We made supper. My girlfriend got drunk and fell asleep beside Perry on the sofa. I fed the guinea pigs. Georgia woke up and I locked her in the garage. Perry fell asleep with his head on my girlfriend’s shoulder. At midnight, I woke up Perry and my girlfriend and we brushed our teeth and went to bed.

In the wee hours of the morning we woke to a loud crashing sound and whining and moaning. We got up to investigate. The guinea pigs were fine. The onyx teacups and teapot and chess set were fine.

But the whining and moaning coming from the garage did not sound fine, so I opened the door connecting the kitchen to the garage, turned on the light, and there was Georgia, daughter of registered champions, locked in coitus with the ugliest mongrel I have ever seen.

“Stuck together,” said Perry, giggling. “His penis has kind of a hook on it.”

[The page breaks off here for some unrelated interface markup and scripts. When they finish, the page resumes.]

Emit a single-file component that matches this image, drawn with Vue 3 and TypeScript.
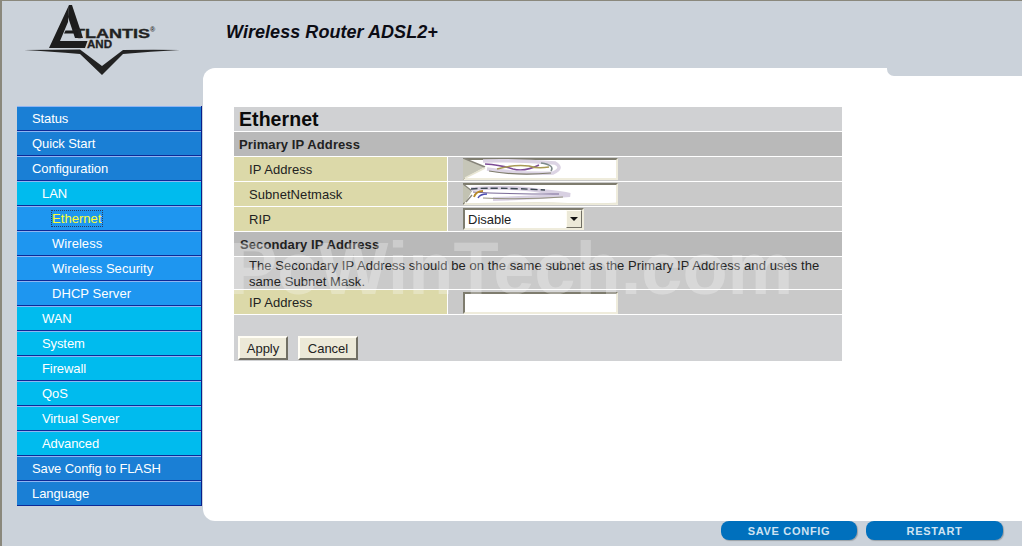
<script setup lang="ts">
interface MenuItem { label: string; level: 'top' | 'mid' | 'sub'; active?: boolean }
const menu: MenuItem[] = [
  { label: 'Status', level: 'top' },
  { label: 'Quick Start', level: 'top' },
  { label: 'Configuration', level: 'top' },
  { label: 'LAN', level: 'mid' },
  { label: 'Ethernet', level: 'sub', active: true },
  { label: 'Wireless', level: 'sub' },
  { label: 'Wireless Security', level: 'sub' },
  { label: 'DHCP Server', level: 'sub' },
  { label: 'WAN', level: 'mid' },
  { label: 'System', level: 'mid' },
  { label: 'Firewall', level: 'mid' },
  { label: 'QoS', level: 'mid' },
  { label: 'Virtual Server', level: 'mid' },
  { label: 'Advanced', level: 'mid' },
  { label: 'Save Config to FLASH', level: 'top' },
  { label: 'Language', level: 'top' }
]
</script>

<template>
  <div class="page">
    <header class="header">
      <svg class="logo" width="160" height="72" viewBox="24 4 160 72" aria-label="Atlantis Land logo">
        <path d="M69 5 L49 48 L85 48 L87.5 41 L60 41 L68 22 Z" fill="#1d1d1d" />
        <path d="M69 5 L72 5 L83 38 L75 38 L73.5 33.5 L64 33.5 L65.5 30.5 L72.5 30.5 L68 17 Z" fill="#1d1d1d" />
        <path d="M24 50 Q55 49.5 80 49.5 L102 66 L123 50 Q155 49.5 180 50 Q150 51.5 123 54 L102 75 L80 54 Q50 51.5 24 50 Z" fill="#222" />
        <text x="74" y="38" class="logo-main" textLength="76" lengthAdjust="spacingAndGlyphs">TLANTIS</text>
        <text x="150" y="32" class="logo-reg">®</text>
        <text x="87" y="48" class="logo-and" textLength="25" lengthAdjust="spacingAndGlyphs">AND</text>
      </svg>
      <h1 class="product">Wireless Router ADSL2+</h1>
    </header>

    <div class="main">
      <nav class="sidebar">
        <a
          v-for="item in menu"
          :key="item.label"
          class="item"
          :class="item.level"
        ><span :class="{ active: item.active }">{{ item.label }}</span></a>
      </nav>

      <section class="panel">
        <div class="sheet">
          <div class="row title"><h2>Ethernet</h2></div>
          <div class="row band">Primary IP Address</div>
          <div class="row pair">
            <div class="label">IP Address</div>
            <div class="value">
              <div class="field">
                <input type="text" />
                <svg class="smudge" width="155" height="22" viewBox="0 0 155 22">
                  <path d="M0 0 L22 9 L2 20 L0 22 Z" fill="#c6c6b8" />
                  <path d="M0 0 L22 9" stroke="#86847a" stroke-width="1.6" fill="none" />
                  <path d="M2 20 L22 10" stroke="#e8e6d4" stroke-width="1.5" fill="none" />
                  <path d="M20 3 Q55 2 92 5 Q101 10 90 15 Q55 16 24 11" stroke="#dcd4e4" stroke-width="3.5" fill="none" />
                  <path d="M22 6 Q38 7 50 11 Q62 14 76 7" stroke="#7c4b96" stroke-width="1.4" fill="none" />
                  <path d="M34 11 Q52 6 66 8 Q74 11 86 9" stroke="#a89a55" stroke-width="1.4" fill="none" />
                  <path d="M78 5 Q92 7 88 13" stroke="#7d8a8a" stroke-width="1.6" fill="none" />
                  <path d="M26 13 Q55 18 88 15" stroke="#7f7d6c" stroke-width="1.2" fill="none" />
                </svg>
              </div>
            </div>
          </div>
          <div class="row pair">
            <div class="label">SubnetNetmask</div>
            <div class="value">
              <div class="field">
                <input type="text" />
                <svg class="smudge" width="155" height="22" viewBox="0 0 155 22">
                  <path d="M0 1 L9 8 L3 19 L0 20 Z" fill="#c2c2b2" />
                  <path d="M0 1 L9 8 M3 19 L9 12" stroke="#86847a" stroke-width="1.3" fill="none" />
                  <path d="M8 6 Q50 3 78 8 Q100 10 107 12 Q70 15 30 16" stroke="#d8d0e2" stroke-width="4" fill="none" />
                  <path d="M8 6 Q30 4 82 7" stroke="#3c4752" stroke-width="1.4" stroke-dasharray="7 3" fill="none" />
                  <path d="M10 9 Q40 11 96 11" stroke="#7a6a98" stroke-width="1.1" fill="none" />
                  <path d="M11 14 Q13 8 20 8" stroke="#b88a2a" stroke-width="1.8" fill="none" />
                  <path d="M15 15 Q17 11 24 11" stroke="#4a4cb0" stroke-width="1.4" fill="none" />
                  <path d="M20 15 Q60 17 100 14" stroke="#94927f" stroke-width="1.1" fill="none" />
                  <path d="M3 21 Q70 19 95 20 Q125 22 155 20" stroke="#e9e7d6" stroke-width="1.2" fill="none" />
                </svg>
              </div>
            </div>
          </div>
          <div class="row pair">
            <div class="label">RIP</div>
            <div class="value">
              <div class="combo">
                <select><option>Disable</option></select>
                <span class="arrow"><i></i></span>
              </div>
            </div>
          </div>
          <div class="row band second">Secondary IP Address</div>
          <div class="row note">The Secondary IP Address should be on the same subnet as the Primary IP Address and uses the same Subnet Mask.</div>
          <div class="row pair">
            <div class="label">IP Address</div>
            <div class="value low">
              <div class="field"><input type="text" /></div>
            </div>
          </div>
          <div class="actions">
            <button type="button" class="apply">Apply</button>
            <button type="button" class="cancel">Cancel</button>
          </div>
        </div>
        <div class="watermark">PcWinTech.com</div>
      </section>
    </div>

    <footer class="footer">
      <button type="button" class="pill save">SAVE CONFIG</button>
      <button type="button" class="pill restart">RESTART</button>
    </footer>
  </div>
</template>

<style>
html, body { margin: 0; overflow: hidden; }
</style>

<style scoped>
.page {
  width: 1022px;
  height: 546px;
  box-sizing: border-box;
  background: #cbd2da;
  border-top: 1px solid #8a887c;
  border-left: 2px solid #8a887c;
  font-family: "Liberation Sans", Arial, sans-serif;
  font-size: 13px;
  color: #222;
  overflow: hidden;
}
.header {
  height: 67px;
  display: flex;
  padding-left: 22px;
}
.logo { margin-top: 3px; flex: none; }
.logo-main { font: 700 13px "Liberation Sans", sans-serif; fill: #222; stroke: #222; stroke-width: 0.35; }
.logo-reg { font: 700 7px "Liberation Sans", sans-serif; fill: #333; }
.logo-and { font: 700 10px "Liberation Sans", sans-serif; fill: #222; stroke: #222; stroke-width: 0.3; }
.product {
  margin: 20px 0 0 42px;
  font-size: 18px;
  line-height: 22px;
  font-weight: 700;
  font-style: italic;
  letter-spacing: 0.05px;
  color: #0c0c14;
}
.main { display: flex; height: 453px; }
.sidebar {
  width: 184px;
  margin: 38px 0 0 15px;
  flex: none;
  align-self: flex-start;
  border-right: 1px solid #0a1f8a;
  letter-spacing: -0.1px;
}
.item {
  display: block;
  height: 25px;
  box-sizing: border-box;
  border-top: 1px solid #8fb4f2;
  border-bottom: 1px solid #0d2a96;
  line-height: 23px;
  color: #fff;
}
.top { background: #1a7fd5; padding-left: 15px; }
.mid { background: #00bbee; padding-left: 25px; }
.sub { background: #1e96f0; padding-left: 35px; letter-spacing: 0.05px; }
.active { color: #ffff33; outline: 1px dotted #2a3a60; outline-offset: 0; }
.panel {
  position: relative;
  margin-left: 1px;
  flex: 1;
  background: #fff;
  border-radius: 12px 0 0 12px;
  padding: 39px 0 0 31px;
}
.panel::after {
  content: "";
  position: absolute;
  top: 0;
  right: 0;
  width: 135px;
  height: 8px;
  background: #cbd2da;
  border-bottom-left-radius: 7px;
}
.sheet { width: 608px; letter-spacing: 0.07px; }
.row { border-bottom: 1px solid #fff; box-sizing: border-box; }
.title {
  height: 25px;
  background: #d0d1d3;
  padding-left: 5px;
}
.title h2 {
  margin: 0;
  font-size: 19.5px;
  line-height: 24px;
  font-weight: 700;
  color: #0a0a0a;
}
.band {
  height: 25px;
  background: #b9b9b9;
  padding: 1px 0 0 5px;
  font-weight: 700;
  line-height: 24px;
  letter-spacing: 0.1px;
}
.second { padding-left: 6px; }
.pair { height: 25px; display: flex; }
.label {
  background: #dcd9a9;
  border-right: 1px solid #fff;
  padding: 1px 0 0 15px;
  line-height: 23px;
  flex: none;
  width: 198px;
}
.value {
  flex: 1;
  background: #c9c9c9;
  padding: 1px 0 0 15px;
}
.value.low { padding-top: 2px; }
.field { position: relative; width: 155px; height: 22px; }
.field input {
  display: block;
  width: 155px;
  height: 22px;
  box-sizing: border-box;
  margin: 0;
  padding: 0;
  background: #fff;
  border: 2px solid;
  border-color: #7e7c6e #efecdc #efecdc #7e7c6e;
  outline: none;
}
.smudge { position: absolute; left: 0; top: 0; pointer-events: none; }
.combo {
  display: flex;
  width: 121px;
  height: 22px;
  box-sizing: border-box;
  background: #fff;
  border: 2px solid;
  border-color: #7e7c6e #efecdc #efecdc #7e7c6e;
}
.combo select {
  appearance: none;
  flex: 1;
  min-width: 0;
  border: 0;
  padding: 0 0 0 3px;
  background: transparent;
  font: 13px "Liberation Sans", sans-serif;
  color: #222;
  outline: none;
}
.arrow {
  width: 16px;
  flex: none;
  background: #ece9d8;
  border: 1px solid;
  border-color: #fffdf4 #716f64 #716f64 #fffdf4;
  box-sizing: border-box;
  display: flex;
  align-items: center;
  justify-content: center;
}
.arrow i {
  border-left: 4px solid transparent;
  border-right: 4px solid transparent;
  border-top: 4px solid #111;
}
.note {
  height: 33px;
  background: #cacaca;
  padding: 1px 15px 0;
  line-height: 16px;
}
.actions {
  height: 46px;
  box-sizing: border-box;
  background: #d0d1d3;
  padding: 21px 0 0 4px;
  display: flex;
  gap: 10px;
}
.actions button {
  height: 24px;
  margin: 0;
  padding: 0;
  background: #ece9d8;
  border: 2px solid;
  border-color: #fffdf4 #716f64 #716f64 #fffdf4;
  font: 13px "Liberation Sans", sans-serif;
  color: #222;
}
.apply { width: 50px; }
.cancel { width: 60px; }
.watermark {
  position: absolute;
  left: 25px;
  top: 165px;
  font-size: 74px;
  line-height: 72px;
  font-weight: 700;
  color: rgba(255, 255, 255, 0.28);
  white-space: nowrap;
  pointer-events: none;
}
.footer {
  display: flex;
  justify-content: flex-end;
  gap: 9px;
  padding-right: 19px;
  height: 25px;
}
.pill {
  height: 19px;
  margin: 0;
  padding: 0;
  border: 0;
  border-radius: 8px;
  background: #0070bd;
  box-shadow: 1px 1px 1px #9aa0a6;
  color: #cfe3f2;
  font: 700 11px "Liberation Sans", sans-serif;
  letter-spacing: 0.7px;
}
.save { width: 136px; }
.restart { width: 137px; }
</style>
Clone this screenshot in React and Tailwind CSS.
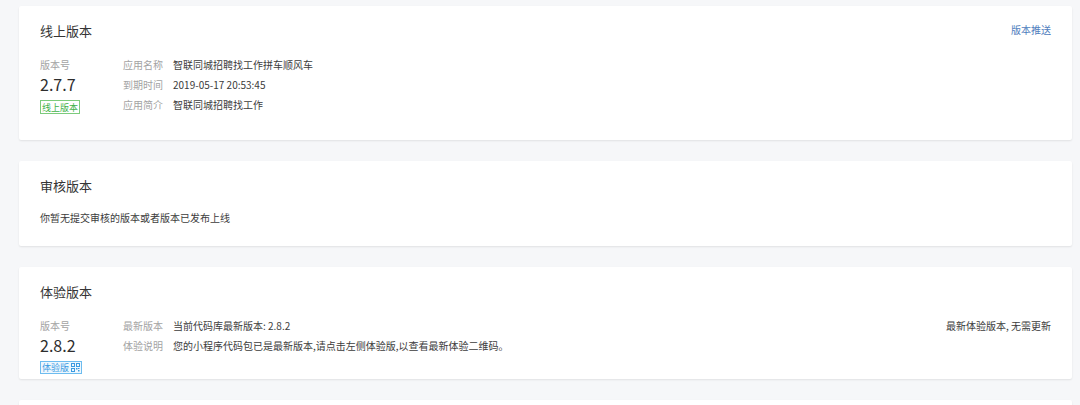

The ugly mongrel had gotten into the garage by hurling himself through the window-top of the outside door. When the dogs finally separated, we shooed Ugly outside, I nailed a piece of plywood over the broken window, and we brought Georgia into the house and gave her a tranquilizer in ground beef. She was exhausted from her sex with Ugly and fell right asleep.

Alas, Georgia did not stay asleep. While we slumbered, she knocked the hamster cage off the shelf, tore the flimsy door off the cage, and slaughtered Chester and Madge. Then she annihilated the onyx teapot, teacups, and chess set.

The next day and night and day were torture as we waited for Ellen to come home from her conference with Hal. I spent the long hours gluing onyx shards together. But miracle of miracles, when Ellen came home and learned of the disaster, all she said was, “My fault. I never should have left you with Georgia in heat.” Then she handed us a hundred and seventy dollars.

A few days later, we got a check from Ellen for an additional fifty dollars and a note saying she felt terrible about putting us though such an ordeal. Would we consider housesitting for her again? We were the first sitters Perry had ever liked.

And though we were glad to know Perry liked us, we were no longer in the housesitting business.